When entrepreneurs come together to begin a business, they are bombarded with legal filings and agreements drafted by their counsel that they rush to sign, often without considering the future ramifications. Many times, these agreements are standard templates not designed to capture any increase in company value as it grows and becomes profitable.
Thirty years ago, a business owner started a little company with a good friend and business associate. He put his heart and countless hours into it and spent weekends away from his family to help grow this business into a company worth over $100 million. Upon his death, and after the buy-out of the company, his wife received $1,000. Certainly, his share was worth significantly more than $1,000. How could this happen? In this true story, the $1,000 figure was set in stone 30 years ago. He had signed a poorly drafted buy-sell agreement.

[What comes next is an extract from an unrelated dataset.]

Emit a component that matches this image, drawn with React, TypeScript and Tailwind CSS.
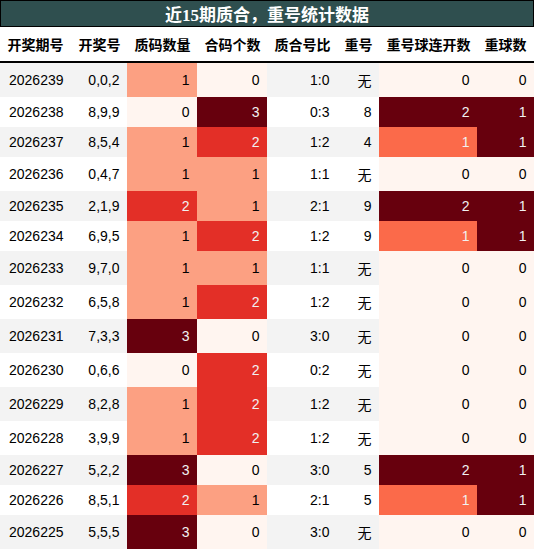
const rows: [string, string, number, number, string, string, number, number][] = [
  ['2026239', '0,0,2', 1, 0, '1:0', '无', 0, 0],
  ['2026238', '8,9,9', 0, 3, '0:3', '8', 2, 1],
  ['2026237', '8,5,4', 1, 2, '1:2', '4', 1, 1],
  ['2026236', '0,4,7', 1, 1, '1:1', '无', 0, 0],
  ['2026235', '2,1,9', 2, 1, '2:1', '9', 2, 1],
  ['2026234', '6,9,5', 1, 2, '1:2', '9', 1, 1],
  ['2026233', '9,7,0', 1, 1, '1:1', '无', 0, 0],
  ['2026232', '6,5,8', 1, 2, '1:2', '无', 0, 0],
  ['2026231', '7,3,3', 3, 0, '3:0', '无', 0, 0],
  ['2026230', '0,6,6', 0, 2, '0:2', '无', 0, 0],
  ['2026229', '8,2,8', 1, 2, '1:2', '无', 0, 0],
  ['2026228', '3,9,9', 1, 2, '1:2', '无', 0, 0],
  ['2026227', '5,2,2', 3, 0, '3:0', '5', 2, 1],
  ['2026226', '8,5,1', 2, 1, '2:1', '5', 1, 1],
  ['2026225', '5,5,5', 3, 0, '3:0', '无', 0, 0],
]

const headers = ['开奖期号', '开奖号', '质码数量', '合码个数', '质合号比', '重号', '重号球连开数', '重球数']
const widths = [71, 56, 70, 70, 70, 42, 98, 57]

// Reds gradient, one scale per column range
const scale4 = ['bg-[#fff5f0] text-black', 'bg-[#fca082] text-black', 'bg-[#e32f27] text-[#f1f1f1]', 'bg-[#67000d] text-[#f1f1f1]']
const scale3 = ['bg-[#fff5f0] text-black', 'bg-[#fb6a4a] text-[#f1f1f1]', 'bg-[#67000d] text-[#f1f1f1]']
const scale2 = ['bg-[#fff5f0] text-black', 'bg-[#67000d] text-[#f1f1f1]']

const cell = 'px-[7.5px] py-[7px] text-right whitespace-nowrap'

export default function App() {
  return (
    <div className="w-[534px] bg-white font-['Liberation_Sans','Noto_Sans_CJK_SC',sans-serif] text-[14px] leading-[normal] text-black">
      <div className="border border-black bg-[#2f4f4f] text-center text-[17px] font-bold text-white font-['Liberation_Serif','Noto_Sans_CJK_SC',serif] leading-[normal]">
        近15期质合，重号统计数据
      </div>
      <table className="w-[534px] table-fixed border-collapse">
        <colgroup>
          {widths.map((w, i) => <col key={i} style={{ width: w }} />)}
        </colgroup>
        <thead>
          <tr className="border-b-2 border-black">
            {headers.map(h => (
              <th key={h} className="px-[7.5px] py-[7px] text-center font-bold whitespace-nowrap">{h}</th>
            ))}
          </tr>
        </thead>
        <tbody>
          {rows.map((r, i) => (
            <tr key={r[0]} className={i % 2 === 0 ? 'bg-[#f3f3f3]' : 'bg-white'}>
              <td className={cell}>{r[0]}</td>
              <td className={cell}>{r[1]}</td>
              <td className={`${cell} ${scale4[r[2]]}`}>{r[2]}</td>
              <td className={`${cell} ${scale4[r[3]]}`}>{r[3]}</td>
              <td className={cell}>{r[4]}</td>
              <td className={cell}>{r[5]}</td>
              <td className={`${cell} ${scale3[r[6]]}`}>{r[6]}</td>
              <td className={`${cell} ${scale2[r[7]]}`}>{r[7]}</td>
            </tr>
          ))}
        </tbody>
      </table>
    </div>
  )
}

What Is a Buy-Sell Agreement?
A buy-sell agreement identifies what you and your fellow co-owners would be entitled to receive for your ownership interests should a triggering event happen in the future. Triggering events can be as wide or narrow as you, your fellow owners and your lawyer determine. The most frequently included events are death, disability, retirement and bankruptcy. When a triggering event occurs, the buy-sell agreement will dictate the value, in terms of dollars, that the owner or his designated beneficiaries are entitled to receive.
Potential Pitfalls
Many times, an agreement simply spells out the value of the company without capturing future growth. Other times, the owners agree to stipulate a value at fixed points in time but become too busy to do so, and never put it in writing.
Buy-sell agreements may contain vague terms or incorrect references that can be open to interpretation or subject to various applications. For example, many spell out that an owner’s interest will be his pro-rata share of “book value.” However, to what does book value refer? Does it mean book value per the company’s accounting methods, tax returns, in accordance with accounting rules and regulations, or something else entirely?
An agreement might specify a formula to use in deriving the value of an ownership interest, such as five times net income. Again, is it net income in accordance with generally accepted accounting principles, per the tax returns, or on a cash basis? Should the net income include or exclude the owner’s compensation? What if the company had an unusually bad year, with the most recent net income results failing to be an accurate indicator of the company’s success? These issues and vague terminology become an issue at a time of a trigger event when the parties are already emotionally distressed.
How to Improve Your Buy-Sell Agreement
We recommend to our clients without a buy-sell agreement to have one drafted and those with one to add a valuation process within the buy-sell agreement. The process would stipulate that an appraisal expert performs an initial valuation of the company. This gives owners an opportunity to become familiar with the process and address any issues, questions or vagaries before they become a problem.
Details can be determined, and questions answered such as, should typical valuation discounts be considered, such as for lack of marketability, or should certain financial expenses be added back as unnecessary to the normal operations for a business? By undergoing an initial valuation, all parties understand what is and is not involved and potential sticking points can be addressed. Upon delivery of a final valuation report, the owners can stipulate that the valuation would be in-force for a specific number of years should there be a triggering event. We would recommend not exceeding two to three years as anything past that would cause the valuation to be stale.
By continuing to update the values that the owners agree upon, any appreciation in value from the success of a company would be captured and could be properly distributed. Having the business routinely appraised can facilitate other goals, such as ensuring adequate funding via life insurance is in place should a buy-out be necessary or helping the owners with their estate planning objectives.
As a valuation expert, I have heard horror stories like the one mentioned earlier, with designees receiving pennies on the dollar for their interests because of a poorly worded buy-sell, one that has long been outdated, or because an agreement was thrown in a drawer and never revised as the company became more successful.
Once a triggering event happens, the agreement is the overriding indicator of a value for an owner’s interest, especially if matters become more contentious and the involved parties get inside a courtroom.